Why do some cats hop up on their hind legs when greeting you?

 

One of the problems cats have when adjusting to human companions is that we are much too tall for them. They hear our voices coming from what is, to them, a great height and they find it hard to greet such a giant in the usual way. How can they perform the typical cat-to-cat greeting of rubbing faces with one another? The answer is that they cannot. They have to make do with rubbing our legs or a downstretched hand. But it is in their nature to aim their greetings more towards the head region, and so they make a little intention movement of doing this – the stifflegged hop in which the front feet are lifted up off the ground together, raising the body for a brief moment before letting it fall back again to its usual four-footed posture. This greeting hop is therefore a token survival of a head-to-head contact.
A clue to this interpretation comes from the way small kittens sometimes greet their mother when she returns to the nest. If they have developed to the point where their legs are strong enough for the 'hop', the kittens will perform a modest version of the same movement, as they push their heads up towards that of the mother cat. In their case there is not far to go, and she helps by lowering her own head towards theirs, but the incipient hop is clear enough.

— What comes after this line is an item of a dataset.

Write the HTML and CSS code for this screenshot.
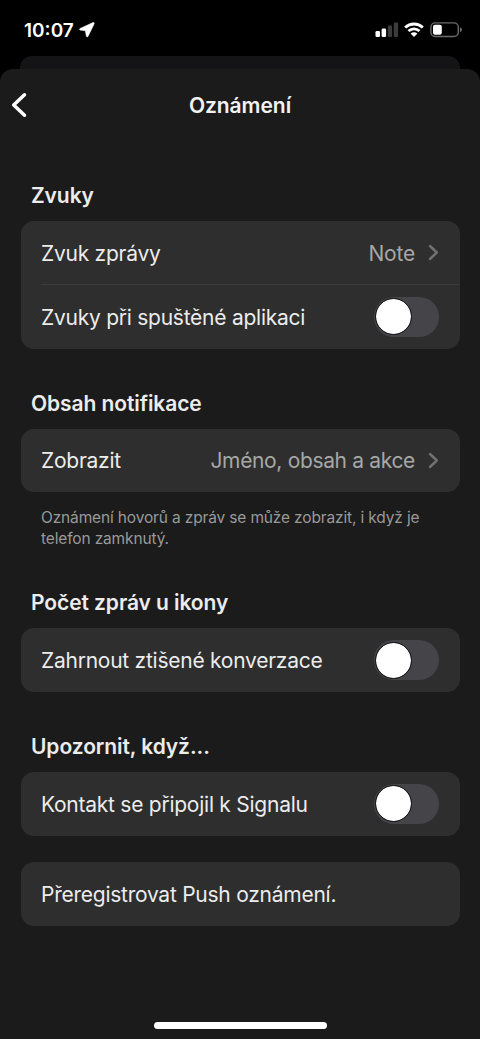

As with all rubbing-greetings, the head-to-head contact is a feline method of mingling personal scents and turning them into shared family scents. Some cats use their initiative to re-create a better head contact when greeting their human friends. Instead of the rather sad little symbolic hop, they leap up on to a piece of furniture near the human and employ this elevated position to get themselves closer for a more effective face-to-face rub.